Sharing his and his wife’s commitment to art and education, David Lubar welcomed guests and thanked them for recognizing that “the power of creativity has brought us together…”

“Just as creativity fuels the arts and design, creativity also fuels business, and almost everything that we do in our professional and personal lives,” he said.

“Nowhere is art and education more embraced than at MIAD – a vibrant educational and community resource that touches thousands of people of all ages and backgrounds each year,” said Madeleine Lubar.

Thanking guests “for supporting the college’s unique leadership role in fostering the creativity that transforms our world,” she exuberantly exclaimed to applause and cheers, “We are the Creativity College!”

After thanking the Lubars for their community leadership, Doyle extolled the contributions of the college and its alumni to the state and greater Milwaukee community, particularly the “80% of the college’s 2,300 alumni who live and work in the Wisconsin.”

He then introduced graduating senior Casey Davidge as “an example for her peers [who] continues to embrace MIAD’s spirit of service learning by donating a percentage of the sales of her artwork to Milwaukee’s Hope House [shelter].”

Davidge spoke passionately of the life-changing experience of MIAD’s unique service learning course requirement and the social responsibility of the artist to his or her community.

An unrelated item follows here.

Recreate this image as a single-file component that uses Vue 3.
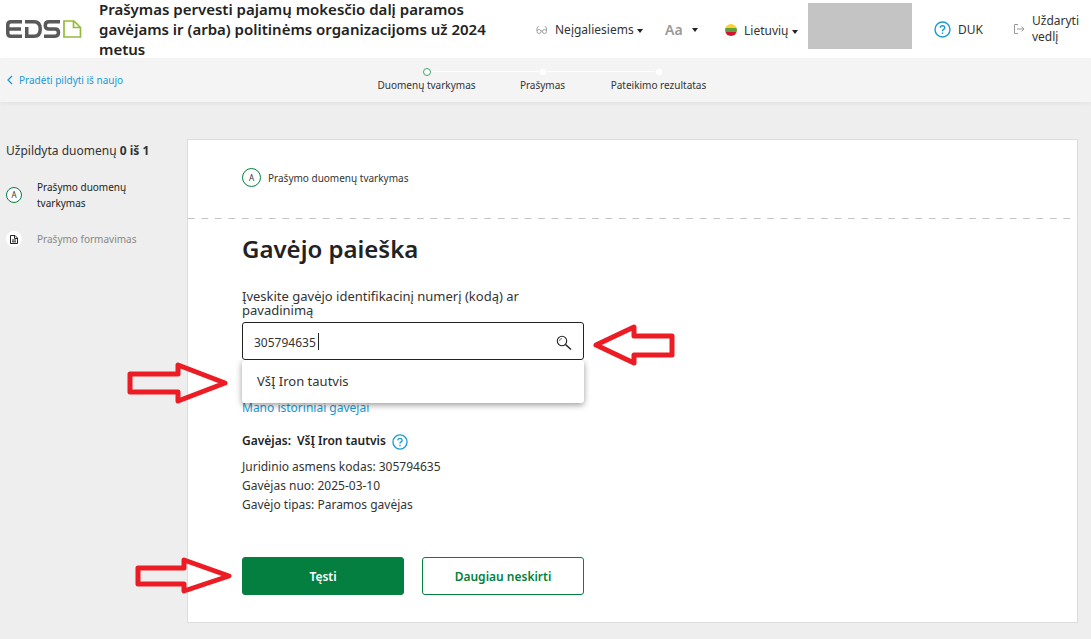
<script setup>
import { ref } from 'vue'

const query = ref('305794635')
const steps = [
  { label: 'Duomenų tvarkymas', active: true },
  { label: 'Prašymas', active: false },
  { label: 'Pateikimo rezultatas', active: false }
]
const details = [
  'Juridinio asmens kodas: 305794635',
  'Gavėjas nuo: 2025-03-10',
  'Gavėjo tipas: Paramos gavėjas'
]
</script>

<template>
  <div class="page">
    <header class="top">
      <a class="logo" href="#" aria-label="EDS">
        <svg width="76" height="20" viewBox="0 0 76 20" fill="none">
          <g stroke="#58595b" stroke-width="3.500">
            <path d="M16 2.750H5Q1.750 2.750 1.750 6V14Q1.750 17.250 5 17.250H16M2 10H15" />
            <path d="M20.750 8V17.250H28Q34.250 17.250 34.250 10T28 2.750H19" />
            <path d="M54 2.750H43Q39.250 2.750 39.250 6.400T43 10H49Q52.500 10 52.500 13.600T49 17.250H38" />
          </g>
          <path d="M58 2H68L74.500 8.500V18H58ZM67.500 2V8.500H74.500" stroke="#95bb3c" stroke-width="1.700" />
        </svg>
      </a>
      <h1>Prašymas pervesti pajamų mokesčio dalį paramos gavėjams ir (arba) politinėms organizacijoms už 2024 metus</h1>
      <nav class="tools">
        <button class="tool access" type="button">
          <svg class="glasses" width="12" height="12" viewBox="0 0 12 12" fill="none" stroke="#999" stroke-width=".9">
            <circle cx="3" cy="8.500" r="2" /><circle cx="8.500" cy="8.500" r="2" />
            <path d="M1 8V5L2.500 3M10.500 8V5L9 3M5 8H6.500" />
          </svg>
          <span>Neįgaliesiems</span><i class="caret"></i>
        </button>
        <button class="tool size" type="button"><b>Aa</b><i class="caret"></i></button>
        <button class="tool lang" type="button">
          <i class="flag"></i><span>Lietuvių</span><i class="caret"></i>
        </button>
        <div class="user"></div>
        <a class="tool duk" href="#">
          <svg class="help" width="17" height="17" viewBox="0 0 17 17" fill="none" stroke="#199ad6" stroke-width="1.400">
            <circle cx="8.500" cy="8.500" r="7.500" />
            <path d="M6.200 6.800Q6.400 4.700 8.500 4.700T10.800 6.700Q10.800 7.700 9.600 8.400T8.500 10.200M8.500 11.500V13" />
          </svg>
          <span>DUK</span>
        </a>
        <a class="tool close" href="#">
          <svg width="11" height="10" viewBox="0 0 11 10" fill="none" stroke="#999">
            <path d="M4 .5H.5V9.500H4M3 5H10M7.500 2.500L10 5L7.500 7.500" />
          </svg>
          <span>Uždaryti vedlį</span>
        </a>
      </nav>
    </header>

    <div class="progress">
      <a class="restart" href="#">
        <svg width="6" height="10" viewBox="0 0 6 10" fill="none" stroke="#199ad6" stroke-width="1.300"><path d="M5 1L1 5L5 9" /></svg>
        Pradėti pildyti iš naujo
      </a>
      <ol class="steps">
        <li v-for="s in steps" :key="s.label" :class="{ active: s.active }"><i class="dot"></i>{{ s.label }}</li>
      </ol>
    </div>

    <div class="body">
      <aside>
        <p class="filled">Užpildyta duomenų <b>0 iš 1</b></p>
        <a class="side current" href="#"><i class="badge">A</i><span>Prašymo duomenų tvarkymas</span></a>
        <a class="side" href="#">
          <i class="badge plain">
            <svg width="8" height="9" viewBox="0 0 8 9" fill="none" stroke="#222">
              <path d="M.5 .5H5L7.500 3V8.500H.5ZM4.500 .5V3.500H7.500M2 5H6M2 6.800H6" />
            </svg>
          </i>
          <span>Prašymo formavimas</span>
        </a>
      </aside>

      <main class="card">
        <div class="cardhead"><i class="badge">A</i><span>Prašymo duomenų tvarkymas</span></div>
        <section class="content">
          <h2>Gavėjo paieška</h2>
          <div class="field">
            <label for="search">Įveskite gavėjo identifikacinį numerį (kodą) ar pavadinimą</label>
            <div class="box">
              <div class="entry"><input id="search" v-model="query" type="text" autocomplete="off" /><i class="cursor"></i></div>
              <button type="button" aria-label="Ieškoti">
                <svg width="16" height="16" viewBox="0 0 16 16" fill="none" stroke="#222">
                  <circle cx="6" cy="6" r="4.700" stroke-width="1.100" />
                  <path d="M3.500 6Q3.500 3.500 6 3.500" stroke-width=".6" />
                  <path d="M9.500 9.500L15 14.500" stroke-width="1.500" />
                </svg>
              </button>
              <ul class="menu"><li>VšĮ Iron tautvis</li></ul>
              <svg class="arrow at-search" width="82" height="42" viewBox="0 0 82 42"><path d="M3 21L41 3V12H79V31H41V39Z" /></svg>
              <svg class="arrow at-option" width="102" height="42" viewBox="0 0 102 42"><path d="M3 12H51V3L98 21L51 39V30H3Z" /></svg>
            </div>
          </div>
          <a class="history" href="#">Mano istoriniai gavėjai</a>
          <p class="receiver">
            <b>Gavėjas:</b><b>VšĮ Iron tautvis</b>
            <svg class="help" width="16" height="16" viewBox="0 0 17 17" fill="none" stroke="#199ad6" stroke-width="1.400">
              <circle cx="8.500" cy="8.500" r="7.500" />
              <path d="M6.200 6.800Q6.400 4.700 8.500 4.700T10.800 6.700Q10.800 7.700 9.600 8.400T8.500 10.200M8.500 11.500V13" />
            </svg>
          </p>
          <p v-for="d in details" :key="d" class="detail">{{ d }}</p>
          <div class="actions">
            <button class="primary" type="button">Tęsti</button>
            <button class="secondary" type="button">Daugiau neskirti</button>
            <svg class="arrow at-submit" width="98" height="38" viewBox="0 0 98 38"><path d="M3 11H49V3L94 19L49 34V27H3Z" /></svg>
          </div>
        </section>
      </main>
    </div>
  </div>
</template>

<style>
body { margin: 0; background: #eee; }
</style>

<style scoped>
* { box-sizing: border-box; }
.page { font-family: "Noto Sans", "Open Sans", sans-serif; font-size: 12px; color: #333; min-height: 100vh; background: #eee; }
a { text-decoration: none; color: #199ad6; }
button { font: inherit; color: inherit; border: 0; padding: 0; background: none; cursor: pointer; }
p, h1, h2, ul, ol { margin: 0; padding: 0; list-style: none; }
svg { flex: none; display: block; }
i { font-style: normal; flex: none; }

.top { display: flex; align-items: center; height: 58px; padding: 0 12px 0 6px; background: #fff; }
.logo { flex: none; width: 93px; }
h1 { flex: 1; font-size: 15px; line-height: 20px; font-weight: 600; color: #222; }
.tools { flex: none; display: flex; align-items: center; margin-left: 38px; }
.tool { display: flex; align-items: center; color: #333; white-space: nowrap; }
.access { width: 129px; gap: 7px; }
.size { width: 60px; gap: 9px; padding-top: 2px; }
.size b { font-size: 14px; line-height: 20px; font-weight: 600; color: #999; }
.lang { width: 83px; gap: 7px; padding-top: 2px; }
.duk { width: 80px; gap: 7px; }
.close { width: 65px; gap: 7px; line-height: 16px; white-space: normal; }
.caret { border: 3px solid transparent; border-top: 4px solid #222; border-bottom: 0; }
.access .caret, .lang .caret { margin: 3px 0 0 -4px; }
.flag { width: 12px; height: 12px; border-radius: 50%; background: linear-gradient(#fcd02e 0 4px, #5f9f3e 4px 8px, #d2142c 8px); }
.user { width: 104px; height: 46px; margin-right: 22px; margin-bottom: 6px; background: #c4c4c4; }

.progress { display: grid; grid-template-columns: 1fr auto 1fr; height: 44px; padding: 0 13px 0 7px; background: #f4f4f4; box-shadow: 0 2px 4px #e4e4e4; font-size: 10px; }
.restart { display: flex; align-items: center; gap: 6px; }
.steps { display: grid; grid-template-columns: repeat(3, 116px); padding-top: 9px; }
.steps li { position: relative; text-align: center; line-height: 16px; white-space: nowrap; }
.dot { display: block; position: relative; width: 6px; height: 6px; margin: 2px auto; border-radius: 2px; background: #fff; }
.steps li:not(:last-child)::after { content: ""; position: absolute; left: calc(50% + 4px); right: calc(4px - 50%); top: 4px; height: 1px; background: #fff; }
.active .dot { width: 8px; height: 8px; margin: 1px auto; border: 1px solid #3fa373; border-radius: 50%; }

.body { display: flex; align-items: flex-start; padding: 37px 13px 16px 0; }
aside { flex: none; width: 187px; padding-left: 6px; }
.filled { line-height: 24px; }
.side { display: flex; align-items: center; gap: 15px; margin-top: 20px; font-size: 10px; line-height: 16px; color: #888; }
.current { margin-top: 16px; color: #222; }
.current span { width: 100px; }
.badge { display: flex; align-items: center; justify-content: center; width: 16px; height: 16px; border: 1px solid #047f40; border-radius: 50%; background: #fff; color: #333; font-size: 8px; }
.plain { border: 0; }

.card { flex: 1; min-height: 484px; border: 1px solid #ddd; background: #fff; }
.cardhead { display: flex; align-items: center; gap: 7px; height: 79px; padding: 0 54px 4px; font-size: 10px; background: linear-gradient(90deg, #c4c4c4 0 7px, transparent 7px) 0 100% / calc(100% / 66) 1px repeat-x; }
.cardhead .badge { width: 19px; height: 19px; }
.content { padding: 12px 54px 25px; }
h2 { font-size: 24px; line-height: 36px; font-weight: 600; color: #222; }
.field { width: 342px; margin-top: 22px; }
label { display: block; font-size: 13px; line-height: 14px; }
.box { position: relative; display: flex; align-items: center; height: 38px; margin-top: 5px; padding: 3px 11px 0; border: 1px solid #222; border-radius: 3px; }
.entry { position: relative; flex: 1; display: flex; }
input { width: 100%; border: 0; outline: 0; padding: 0; background: none; color: #333; font: inherit; line-height: 20px; }
.cursor { position: absolute; left: 64px; top: 0; width: 1px; height: 17px; background: #222; }
.menu { position: absolute; left: -1px; right: -1px; top: 37px; padding: 10px 15px; background: #fff; border-radius: 3px; box-shadow: 0 2px 6px rgba(0, 0, 0, .4); font-size: 13px; line-height: 23px; clip-path: inset(0 -10px -10px); }
.history { display: block; margin-top: 39px; line-height: 18px; }
.receiver { display: flex; align-items: center; gap: 6px; margin-top: 15px; line-height: 18px; }
.receiver b { font-weight: 600; color: #222; }
.receiver .help { margin-top: 2px; }
.detail { line-height: 19px; }
.receiver + .detail { margin-top: 7px; }
.actions { position: relative; display: flex; gap: 18px; margin-top: 43px; }
.actions button { width: 162px; height: 38px; border: 1px solid #047f40; border-radius: 3px; font-weight: 600; }
.actions .primary { background: #047f40; color: #fff; }
.actions .secondary { background: #fff; color: #047f40; }
.arrow { position: absolute; fill: none; stroke: #ed1c24; stroke-width: 5; stroke-linejoin: round; }
.at-search { left: 350px; top: 1px; }
.at-option { right: 354px; top: 39px; }
.at-submit { left: -107px; top: 0; }
</style>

Her thesis work and essay on Milwaukee’s and Chicago’s homeless individuals will appear in a social justice journal next spring. To read Casey’s remarks, click here.

Barrett continued the recognition of MIAD’s contributions to economic and civic vitality. He shared his admiration for Natalie Schraufnagel, who turned down offers to attend other art and design colleges and chose MIAD because of the unique educational opportunities it afforded her for success not only as a student, but in fulfilling her lifelong dream of becoming an industrial designer and owning her own business.

A self-described “inspiring inventor” motivated during a college trip to Italy by the Renaissance talents of Leonardo da Vinci, Schraufnagel described the collaborative effort among the college’s art and design majors that contributed to her recent receipt of an international student design award.

“The Milwaukee Institute of Art & Design is creating leaders with your financial support,” she told the attendees. “We will continue to welcome students with vision and goals, letting them know that MIAD is the college that YOU want to attend.” To read Natalie’s remarks, click here.

Among the many successes of the evening was a surprise auction announced by the Lubars to found the Creative Fusion Scholarship fund, which raised money for some of the 92% of MIAD students who receive financial aid.